Выбрать главу

2

— Как тебе в голову взбрело в Америку поехать? — спросил Ципкин.

Он тут же понял, что вопрос прозвучал слишком грубо, но слово не воробей, вылетит — не поймаешь.

Клара будто не сразу поняла, о чем он спрашивает.

— Как? Да очень просто. Фелюша — твоя дочь. Открытки, которые ты раз в год присылаешь, ей отца не заменят. Она в школу ходит, там у всех детей есть отцы. Была бы девочка, не дай Бог, сиротой…

Клара осеклась. Последняя фраза получилась явно не к месту. Ципкин опустил глаза.

— Я в последнее время вспоминал тебя. Часто вспоминал.

— Часто?

— Да, очень.

— А я думала, ты меня совсем забыл.

— Нет, Клара. Я ничего не забыл, хоть и пытался. А что мне оставалось? Когда узнал про твою выходку с Миркиным, мне это было как нож в сердце. Решил, что все кончено.

— Миркин умер.

— Когда? Я ни на него, ни на тебя зла не держу. У тебя натура такая, с этим ничего не поделаешь. Ты знаешь, что я женат.

— Знаю. Слышала, в доме ребенок плакал. Твой сын?

— Да, сын. Чудный малыш. И жена у меня замечательная. Она из Венгрии. Это она помогла мне университет окончить.

— А как Соня?

— Соня теперь богатая, у ее мужа фабрика. Трое детей.

— Видишься с ней?

— Изредка. Она образцовая мать. Ее муж, Яцкович, стал обычным фабрикантом, забыл все свои прежние мечты и идеалы. Я тоже в движении не участвую, но связь с ними поддерживаю. Здесь много социалистов и анархистов, у них центр в этом районе.

— Я себе Нью-Йорк совершенно иначе представляла.

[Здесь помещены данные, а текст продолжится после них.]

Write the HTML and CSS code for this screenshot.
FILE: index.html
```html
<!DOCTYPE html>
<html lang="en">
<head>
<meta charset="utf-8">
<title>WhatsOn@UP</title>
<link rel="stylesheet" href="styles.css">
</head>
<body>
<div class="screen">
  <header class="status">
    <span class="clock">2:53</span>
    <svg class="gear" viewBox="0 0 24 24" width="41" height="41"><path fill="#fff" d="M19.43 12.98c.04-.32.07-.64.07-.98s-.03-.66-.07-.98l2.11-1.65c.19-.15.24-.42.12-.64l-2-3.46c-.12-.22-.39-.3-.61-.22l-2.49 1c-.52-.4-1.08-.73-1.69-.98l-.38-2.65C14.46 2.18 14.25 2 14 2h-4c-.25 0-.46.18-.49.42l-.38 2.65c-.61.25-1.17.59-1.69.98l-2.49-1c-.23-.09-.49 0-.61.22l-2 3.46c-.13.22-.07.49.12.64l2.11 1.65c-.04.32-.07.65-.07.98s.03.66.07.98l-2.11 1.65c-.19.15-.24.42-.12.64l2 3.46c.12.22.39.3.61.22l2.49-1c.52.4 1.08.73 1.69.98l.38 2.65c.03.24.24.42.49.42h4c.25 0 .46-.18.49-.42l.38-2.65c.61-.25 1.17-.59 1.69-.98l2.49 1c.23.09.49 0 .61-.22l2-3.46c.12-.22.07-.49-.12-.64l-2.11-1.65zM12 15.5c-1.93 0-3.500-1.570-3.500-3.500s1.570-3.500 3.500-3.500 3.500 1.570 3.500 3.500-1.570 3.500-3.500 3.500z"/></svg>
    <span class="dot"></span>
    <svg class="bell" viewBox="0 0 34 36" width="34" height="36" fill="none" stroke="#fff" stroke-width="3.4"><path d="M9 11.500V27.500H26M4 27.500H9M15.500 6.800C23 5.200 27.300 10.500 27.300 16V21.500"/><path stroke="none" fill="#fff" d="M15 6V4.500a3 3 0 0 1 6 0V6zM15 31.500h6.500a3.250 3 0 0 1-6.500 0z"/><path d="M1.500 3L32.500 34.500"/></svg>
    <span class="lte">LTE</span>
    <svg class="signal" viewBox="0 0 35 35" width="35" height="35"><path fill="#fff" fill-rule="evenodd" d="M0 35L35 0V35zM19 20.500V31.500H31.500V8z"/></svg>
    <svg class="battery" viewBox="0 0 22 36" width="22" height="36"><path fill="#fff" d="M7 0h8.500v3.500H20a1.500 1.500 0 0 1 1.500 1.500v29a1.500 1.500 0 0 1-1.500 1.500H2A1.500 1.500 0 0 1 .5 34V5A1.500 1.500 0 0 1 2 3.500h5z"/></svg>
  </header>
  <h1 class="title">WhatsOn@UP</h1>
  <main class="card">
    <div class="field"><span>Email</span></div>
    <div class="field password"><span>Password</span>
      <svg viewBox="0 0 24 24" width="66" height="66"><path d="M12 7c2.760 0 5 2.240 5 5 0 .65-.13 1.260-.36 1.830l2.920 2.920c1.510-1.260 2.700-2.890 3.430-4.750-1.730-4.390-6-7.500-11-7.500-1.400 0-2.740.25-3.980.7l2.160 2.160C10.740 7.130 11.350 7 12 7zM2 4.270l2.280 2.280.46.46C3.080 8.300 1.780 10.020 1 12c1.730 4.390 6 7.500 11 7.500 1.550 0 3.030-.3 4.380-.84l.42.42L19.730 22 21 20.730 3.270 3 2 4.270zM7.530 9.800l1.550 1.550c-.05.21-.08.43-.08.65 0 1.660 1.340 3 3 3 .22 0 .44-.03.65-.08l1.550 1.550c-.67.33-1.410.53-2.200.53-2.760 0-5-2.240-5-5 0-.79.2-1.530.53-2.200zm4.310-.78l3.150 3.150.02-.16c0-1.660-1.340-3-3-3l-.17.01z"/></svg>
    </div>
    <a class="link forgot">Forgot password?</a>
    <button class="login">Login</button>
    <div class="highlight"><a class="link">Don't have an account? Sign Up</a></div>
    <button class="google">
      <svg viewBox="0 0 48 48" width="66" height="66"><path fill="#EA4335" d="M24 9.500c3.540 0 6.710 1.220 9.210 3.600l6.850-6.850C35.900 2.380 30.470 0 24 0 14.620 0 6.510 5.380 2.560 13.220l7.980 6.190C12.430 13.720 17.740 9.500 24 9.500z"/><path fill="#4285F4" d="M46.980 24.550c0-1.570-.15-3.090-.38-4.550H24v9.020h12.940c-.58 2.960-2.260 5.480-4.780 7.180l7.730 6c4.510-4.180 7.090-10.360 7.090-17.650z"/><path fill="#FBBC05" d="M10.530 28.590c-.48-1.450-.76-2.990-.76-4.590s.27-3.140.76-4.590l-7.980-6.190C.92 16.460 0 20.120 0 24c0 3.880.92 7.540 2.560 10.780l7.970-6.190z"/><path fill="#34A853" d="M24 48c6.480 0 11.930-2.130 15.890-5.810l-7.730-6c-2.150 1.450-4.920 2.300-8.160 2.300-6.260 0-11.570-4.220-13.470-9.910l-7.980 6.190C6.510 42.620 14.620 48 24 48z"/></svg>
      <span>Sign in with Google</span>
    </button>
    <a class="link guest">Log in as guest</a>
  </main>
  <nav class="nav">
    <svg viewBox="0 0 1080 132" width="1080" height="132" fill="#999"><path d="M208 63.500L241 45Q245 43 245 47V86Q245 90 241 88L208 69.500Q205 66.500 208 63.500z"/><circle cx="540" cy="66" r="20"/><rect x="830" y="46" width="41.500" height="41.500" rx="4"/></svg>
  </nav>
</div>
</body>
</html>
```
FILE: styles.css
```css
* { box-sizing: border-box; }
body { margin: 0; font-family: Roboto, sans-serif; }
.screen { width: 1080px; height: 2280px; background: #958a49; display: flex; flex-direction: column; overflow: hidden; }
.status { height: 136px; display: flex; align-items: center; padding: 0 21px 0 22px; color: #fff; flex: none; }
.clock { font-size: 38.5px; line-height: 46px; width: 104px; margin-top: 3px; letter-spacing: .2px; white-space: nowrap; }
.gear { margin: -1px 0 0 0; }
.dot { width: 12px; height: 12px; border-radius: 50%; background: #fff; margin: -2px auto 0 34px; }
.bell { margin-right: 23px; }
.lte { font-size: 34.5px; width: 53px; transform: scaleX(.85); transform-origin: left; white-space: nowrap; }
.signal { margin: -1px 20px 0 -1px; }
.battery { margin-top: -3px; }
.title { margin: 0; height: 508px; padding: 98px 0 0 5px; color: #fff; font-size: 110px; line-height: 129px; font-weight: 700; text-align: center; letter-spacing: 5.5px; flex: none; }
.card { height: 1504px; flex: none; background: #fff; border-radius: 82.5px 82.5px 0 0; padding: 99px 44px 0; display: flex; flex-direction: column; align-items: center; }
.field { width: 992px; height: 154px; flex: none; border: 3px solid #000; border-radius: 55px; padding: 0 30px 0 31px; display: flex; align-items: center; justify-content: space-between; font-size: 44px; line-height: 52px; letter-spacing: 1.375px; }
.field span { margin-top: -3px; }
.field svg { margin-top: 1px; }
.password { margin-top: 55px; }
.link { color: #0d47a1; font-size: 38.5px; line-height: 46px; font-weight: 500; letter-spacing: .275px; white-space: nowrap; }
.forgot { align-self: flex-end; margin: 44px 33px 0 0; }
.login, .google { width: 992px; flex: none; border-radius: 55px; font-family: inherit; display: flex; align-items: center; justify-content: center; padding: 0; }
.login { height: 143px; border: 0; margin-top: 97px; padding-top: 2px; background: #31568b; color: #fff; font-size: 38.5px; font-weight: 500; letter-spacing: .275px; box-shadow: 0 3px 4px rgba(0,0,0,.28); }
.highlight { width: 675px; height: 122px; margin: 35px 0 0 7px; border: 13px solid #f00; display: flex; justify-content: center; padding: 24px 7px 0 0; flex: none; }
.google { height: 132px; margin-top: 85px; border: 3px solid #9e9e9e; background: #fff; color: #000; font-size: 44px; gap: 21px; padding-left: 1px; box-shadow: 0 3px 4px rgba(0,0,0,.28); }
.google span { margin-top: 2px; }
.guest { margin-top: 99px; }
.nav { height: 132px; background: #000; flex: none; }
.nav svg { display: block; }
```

— А что ты себе представляла? Люди везде одинаковы. Из России едут и едут, пароход за пароходом. Но что ты соберешься сюда перебраться, я и подумать не мог.

— Я на время, не навсегда.

— На время? И как долго тут пробудешь?

— Пока не знаю, как получится.

Ципкин взял со стола печать и прижал к недописанному рецепту.

— Но сейчас ты здесь.

— Да, Александр, сейчас я здесь. Хотя иногда кажется, что это только сон. Проснусь, открою глаза — и ничего нет. Я болела долго, чуть не померла, но сейчас мне лучше. У меня камни были, еще до того как ты уехал, помнишь? Так вот, лежала я как-то в постели и вдруг подумала, что нельзя оставить Фелюшу круглой сиротой. Она-то в чем виновата? Каждый должен за свои грехи отвечать.

— Да, ты права.

— В общем, решила, что хуже не будет, если ее сюда привезу. Все как-то очень быстро произошло. Сашу помнишь, конечно, он ведь твой ученик. У деда подряды перенял, у моего отца. Только Саша еще его превзошел. В лучших домах бывает, с ним генералы советуются, и не только насчет провианта. Золотая голова! Очень умный, я бы даже сказала, слишком умный, а это уже плохо. Было бы лучше, если бы он жил без всякой философии, но он, похоже, в меня пошел, отец-то у него — человек простой. Короче, я все ему рассказала, и он мне помог. Он очень добрый, ему для меня ничего не жалко.

— Он не женился?

— Нет. Даст Бог, когда-нибудь женится все-таки.

— Почему бы нет? Вот я, как видишь, стал врачом на Ист-Бродвее. Наверно, так на небесах было в книгу судеб записано.

— Надеюсь, ты счастлив?

— Счастлив? Пожалуй, да. Моим идеалом была Европа, а не Америка, но здесь свободная страна. Говори что хочешь, пиши что хочешь. Президента тут ругают похлеще, чем у нас дворника, но если все разрешено, то уже и неинтересно. Чего ломиться в открытую дверь? Я Фелюшину фотографию получил. Это когда снимали? Она там красавица.

— Скоро ты ее увидишь. Она уже гораздо красивее меня.

— Зачем ты так говоришь? Как видишь, я совсем не богат, но это мой собственный дом, у меня есть практика. И все для меня кончено, — добавил Ципкин неожиданно для себя. Никогда прежде такая мысль не приходила ему в голову.

— Как это все кончено? У тебя семья, профессия…

— Да, но… Раньше я к чему-то стремился. Думаешь, большая радость лечить тут всяких? Моя жена — прекрасный человек, но она из Венгрии, это совершенно другой мир. На первый взгляд, казалось бы, такие же, как мы, но на самом деле у них все иначе. Они очень прагматичные, любят ясность: либо да, либо нет. У них нет ни наших сомнений, ни нашей веры. Я вырос на русской и польской культурах, это адская смесь. Ты замуж не вышла?